#### Data for this task

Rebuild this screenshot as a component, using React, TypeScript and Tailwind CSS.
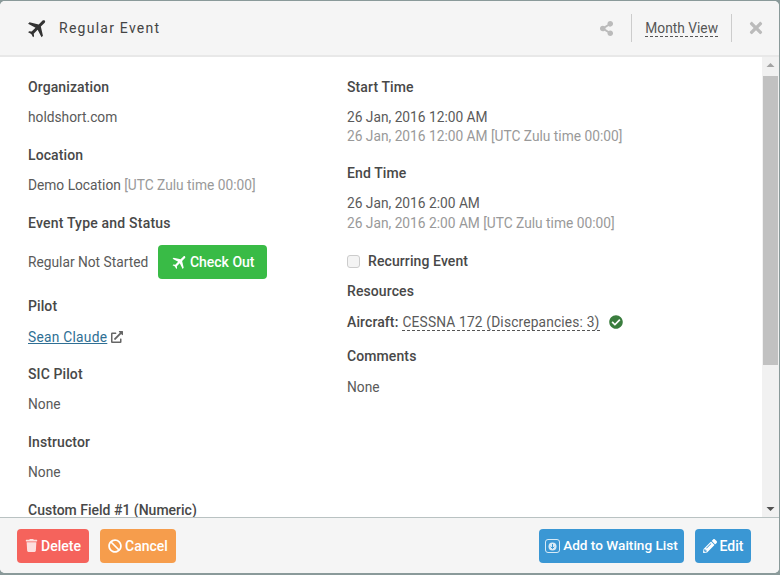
import React from 'react';
import { MdFlight } from 'react-icons/md';
import { FaShareAlt, FaTimes, FaTrash, FaBan, FaPencilAlt, FaExternalLinkAlt, FaCheckCircle } from 'react-icons/fa';

const Field: React.FC<{ label: string; className?: string; valueClass?: string; labelClass?: string; children?: React.ReactNode }> = ({ label, className, valueClass, labelClass, children }) => (
  <div className={className}>
    <div className={`font-medium text-[#484848] leading-5 ${labelClass || 'tracking-[0.1px]'}`}>{label}</div>
    {children && <div className={`leading-5 text-[#5a5a5a] text-[13.75px] ${valueClass || 'mt-[10px]'}`}>{children}</div>}
  </div>
);

const Muted: React.FC<{ children: React.ReactNode }> = ({ children }) => <span className="text-[#999]">{children}</span>;

const App: React.FC = () => {
  return (
    <div className="w-[780px] h-[575px] bg-[#8a9a9a] overflow-hidden font-['Roboto',sans-serif] text-sm pt-px pb-[2px]">
      <div className="h-[572px] w-[779px] bg-white rounded-[5px] flex flex-col overflow-hidden">
        {/* header */}
        <div className="h-[56px] shrink-0 bg-[#f5f5f5] border-b-2 border-[#e8e8e8] flex items-center pl-[26px] pr-[14px]">
          <MdFlight className="text-[#333] rotate-45" size={24} />
          <span className="ml-[9px] text-[#444] tracking-[1.25px]">Regular Event</span>
          <div className="ml-auto flex items-center">
            <FaShareAlt className="text-[#bbb]" size={15} />
            <div className="w-px h-[28px] bg-[#ccc] ml-[17px]" />
            <span className="mx-[13px] text-[#555] text-[13.75px] border-b border-dashed border-[#555] leading-[16px]">Month View</span>
            <div className="w-px h-[28px] bg-[#ccc]" />
            <FaTimes className="text-[#bbb] ml-[15px]" size={18} />
          </div>
        </div>

        {/* body */}
        <div className="flex-1 min-h-0 flex">
          <div className="flex-1 min-w-0 overflow-hidden flex pt-[20px]">
            <div className="w-[347px] pl-[28px] shrink-0">
              <Field label="Organization">holdshort.com</Field>
              <Field label="Location" className="mt-[18px]">Demo Location <Muted>[UTC Zulu time 00:00]</Muted></Field>
              <Field label="Event Type and Status" className="mt-[18px]" labelClass="tracking-[0.2px]" valueClass="mt-[12px]">
                <div className="flex items-center">
                  <span className="pb-px">Regular Not Started</span>
                  <button className="ml-[10px] h-[34px] w-[109px] rounded-[4px] bg-[#39bb46] text-white font-medium text-sm flex items-center justify-center gap-[1px]">
                    <MdFlight className="rotate-45" size={18} /> Check Out
                  </button>
                </div>
              </Field>
              <Field label="Pilot" className="mt-[17px]" valueClass="mt-[11px]">
                <span className="inline-flex items-center">
                  <span className="text-[#2f6f94] underline tracking-[0.27px]">Sean Claude</span>
                  <FaExternalLinkAlt className="ml-[4px] text-[#666]" size={12} />
                </span>
              </Field>
              <Field label="SIC Pilot" className="mt-[17px]">None</Field>
              <Field label="Instructor" className="mt-[18px]">None</Field>
              <Field label="Custom Field #1 (Numeric)" className="mt-[18px]" labelClass="tracking-normal" />
            </div>
            <div className="flex-1 min-w-0">
              <Field label="Start Time">
                26 Jan, 2016 12:00 AM
                <div className="-mt-px"><Muted>26 Jan, 2016 12:00 AM [UTC Zulu time 00:00]</Muted></div>
              </Field>
              <Field label="End Time" className="mt-[17px]">
                26 Jan, 2016 2:00 AM
                <div><Muted>26 Jan, 2016 2:00 AM [UTC Zulu time 00:00]</Muted></div>
              </Field>
              <label className="mt-[18px] flex items-center leading-5">
                <span className="w-[13px] h-[13px] border border-[#ccc] rounded-[3px] bg-[#f4f4f4]" />
                <span className="ml-[8px] font-medium text-[#484848] tracking-[0.1px]">Recurring Event</span>
              </label>
              <Field label="Resources" className="mt-[10px]" valueClass="mt-[11px]">
                <div className="flex items-center">
                  <span className="font-medium text-[#484848] text-sm tracking-[0.1px]">Aircraft:</span>
                  <span className="ml-[4px] border-b border-dashed border-[#555] leading-[16px] tracking-[0.17px]">CESSNA 172 (Discrepancies: 3)</span>
                  <FaCheckCircle className="ml-[9px] text-[#3a7d3e]" size={14} />
                </div>
              </Field>
              <Field label="Comments" className="mt-[14px]" valueClass="mt-[11px]">None</Field>
            </div>
          </div>

          {/* scrollbar */}
          <div className="w-[17px] shrink-0 bg-[#f1f1f1] flex flex-col items-center">
            <svg width="17" height="17" viewBox="0 0 17 17"><path d="M4.5 10 8.5 6l4 4z" fill="#a3a3a3" /></svg>
            <div className="w-[15px] h-[289px] bg-[#c1c1c1] mt-[2px]" />
            <div className="flex-1" />
            <svg width="17" height="17" viewBox="0 0 17 17"><path d="M4.5 7 8.5 11l4-4z" fill="#505050" /></svg>
          </div>
        </div>

        {/* footer */}
        <div className="h-[56px] shrink-0 bg-[#f5f5f5] border-t border-[#b9c2c2] flex items-center pl-[17px] pr-[28px] font-medium text-white">
          <button className="h-[34px] w-[72px] rounded-[4px] bg-[#f5635c] flex items-center justify-center gap-[3px]">
            <FaTrash size={13} className="opacity-80" /> Delete
          </button>
          <button className="ml-[11px] h-[34px] w-[76px] rounded-[4px] bg-[#f69d4c] flex items-center justify-center gap-[3px]">
            <FaBan size={14} /> Cancel
          </button>
          <button className="ml-auto h-[34px] w-[145px] rounded-[4px] bg-[#3a97d4] flex items-center justify-center gap-[3px] text-[13.6px]">
            <svg width="15" height="15" viewBox="0 0 15 15" className="opacity-80">
              <rect x="0.5" y="1.5" width="14" height="13" rx="2.5" fill="none" stroke="#fff" />
              <circle cx="7.5" cy="8.5" r="4" fill="#fff" />
              <path d="M7.5 6v4.5M5.7 8.7l1.8 1.8 1.8-1.8" stroke="#3a97d4" fill="none" />
            </svg>
            <span className="pt-px">Add to Waiting List</span>
          </button>
          <button className="ml-[11px] h-[34px] w-[56px] rounded-[4px] bg-[#3a97d4] flex items-center justify-center gap-[3px]">
            <FaPencilAlt size={14} /> Edit
          </button>
        </div>
      </div>
    </div>
  );
};

export default App;
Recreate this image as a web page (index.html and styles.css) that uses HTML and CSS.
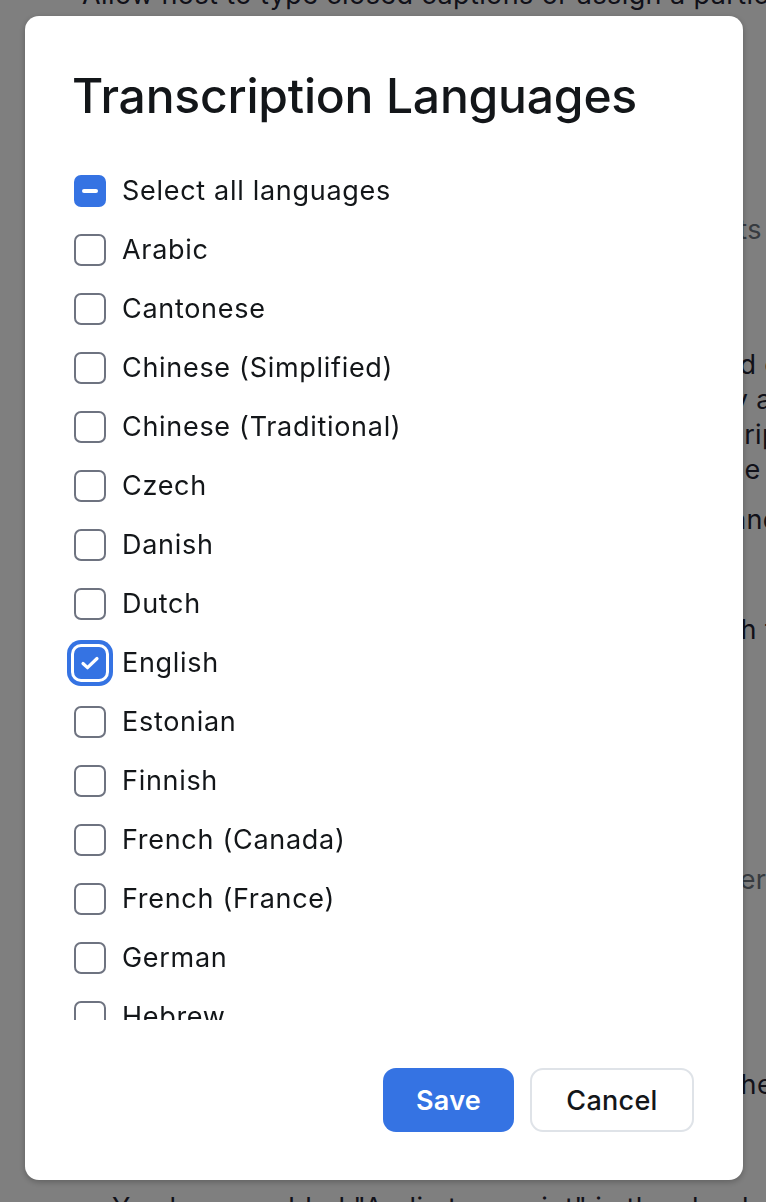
FILE: index.html
```html
<!DOCTYPE html>
<html lang="en">
<head>
    <meta charset="UTF-8">
    <meta name="viewport" content="width=device-width, initial-scale=1.0">
    <title>Transcription Languages</title>
    <link rel="stylesheet" href="styles.css">
</head>
<body>

    <!-- settings page behind the dialog -->
    <div class="page">
        <p class="bg-line top-line">Allow host to type closed captions or assign a participant to type them</p>
        <p class="bg-line faint" style="margin-top: 200px;">Enable live transcription service to show transcripts in the side panel</p>
        <p class="bg-line" style="margin-top: 100px;">Allow participants to request the host to use closed captions and transcripts</p>
        <p class="bg-line">Save captions so that participants can save a copy and download them</p>
        <p class="bg-line">Translated captions are included with audio transcription transcripts</p>
        <p class="bg-line">Participants can choose a caption language outside of the meeting</p>
        <p class="bg-line" style="margin-top: 15px;">Include audio captions in the cloud recording file and the recording file</p>
        <p class="bg-line" style="margin-top: 75px;">Show captions and transcription on the screen with the speaker information</p>
        <p class="bg-line faint" style="margin-top: 215px;">Allow participants to view the full transcript with permission of the host</p>
        <p class="bg-line" style="margin-top: 170px;">Show captions for the host and participants after the transcription ends</p>
        <p class="bg-line bottom-line">You have enabled "Audio transcript" in the cloud recording settings</p>
    </div>

    <div class="overlay"></div>

    <div class="modal">
        <h1>Transcription Languages</h1>

        <label class="row">
            <span class="box partial"><span class="dash"></span></span>
            Select all languages
        </label>

        <div class="lang-list" id="langList">
            <!-- rows are added below -->
        </div>

        <div class="actions">
            <button class="btn btn-save">Save</button>
            <button class="btn btn-cancel">Cancel</button>
        </div>
    </div>

<script>
    const languages = [
        "Arabic", "Cantonese", "Chinese (Simplified)", "Chinese (Traditional)",
        "Czech", "Danish", "Dutch", "English", "Estonian", "Finnish",
        "French (Canada)", "French (France)", "German", "Hebrew", "Hindi", "Hungarian"
    ];

    const list = document.getElementById("langList");

    languages.forEach(name => {
        const row = document.createElement("label");
        row.className = "row";
        if (name === "English") {
            row.innerHTML = `
                <span class="box checked">
                    <svg width="22" height="22" viewBox="0 0 22 22"><path d="M4 11.5l4.5 4.2L18 6.5" fill="none" stroke="#fff" stroke-width="3.2" stroke-linecap="round" stroke-linejoin="round"/></svg>
                </span>
                ${name}`;
        } else {
            row.innerHTML = `<span class="box"></span>${name}`;
        }
        list.appendChild(row);
    });
</script>

</body>
</html>
```

FILE: styles.css
```css
body {
    margin: 0;
    padding: 0;
    font-family: Inter, "Noto Sans", sans-serif;
    background: white;
    overflow: hidden;
    height: 1202px;
}

.page {
    padding-left: 82px;
    overflow: hidden;
    height: 1202px;
}

.bg-line {
    margin: 0;
    font-size: 27px;
    line-height: 35px;
    color: #232333;
    white-space: nowrap;
    letter-spacing: 0.4px;
}

.bg-line.faint {
    color: #6e7680;
}

.top-line {
    margin-top: -23px;
}

.bottom-line {
    padding-left: 30px;
    margin-top: 88px;
}

.overlay {
    position: fixed;
    inset: 0;
    background: rgba(0, 0, 0, 0.5);
}

.modal {
    position: fixed;
    left: 25px;
    top: 16px;
    width: 718px;
    height: 1164px;
    box-sizing: border-box;
    padding: 52px 49px 48px 49px;
    background: white;
    border-radius: 14px;
    box-shadow: 0px 2px 6px rgba(0, 0, 0, 0.25);
    display: flex;
    flex-direction: column;
}

h1 {
    margin: 0 0 38px -2px;
    font-size: 48px;
    line-height: 55px;
    font-weight: 500;
    color: #131619;
    letter-spacing: -0.2px;
}

.row {
    display: flex;
    align-items: center;
    gap: 16px;
    height: 59px;
    flex-shrink: 0;
    font-size: 27px;
    letter-spacing: 0.7px;
    color: #131619;
}

.box {
    width: 32px;
    height: 32px;
    box-sizing: border-box;
    border: 2px solid #6e7380;
    border-radius: 7px;
    background: white;
    display: flex;
    align-items: center;
    justify-content: center;
    flex-shrink: 0;
}

.box.partial,
.box.checked {
    background: #3573e3;
    border-color: #3573e3;
}

.box.checked {
    box-shadow: 0 0 0 3px #fff, 0 0 0 7px #3573e3;
}

.dash {
    width: 16px;
    height: 4px;
    border-radius: 2px;
    background: white;
}

.lang-list {
    height: 800px;
    flex-shrink: 0;
    overflow-y: scroll;
    display: flex;
    flex-direction: column;
    padding-left: 8px;
    margin-left: -8px;
}

.lang-list::-webkit-scrollbar {
    width: 8px;
}

.lang-list::-webkit-scrollbar-track {
    background: #f1f1f6;
}

.lang-list::-webkit-scrollbar-thumb {
    background: transparent;
}

.actions {
    margin-top: 48px;
    display: flex;
    justify-content: flex-end;
    gap: 16px;
}

.btn {
    height: 64px;
    border-radius: 13px;
    font-family: Inter, "Noto Sans", sans-serif;
    font-size: 27px;
    letter-spacing: 0.3px;
    cursor: pointer;
}

.btn-save {
    width: 131px;
    background: #3573e3;
    color: white;
    border: none;
    font-weight: 600;
}

.btn-cancel {
    width: 164px;
    background: white;
    color: #131619;
    border: 2px solid #dfe3e8;
    font-weight: 500;
}
```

########

**Request**
Return all lines with the word "index" in them.

**Answer to the problem**
Recreate this image as a web page (index.html and styles.css) that uses HTML and CSS.
FILE: index.html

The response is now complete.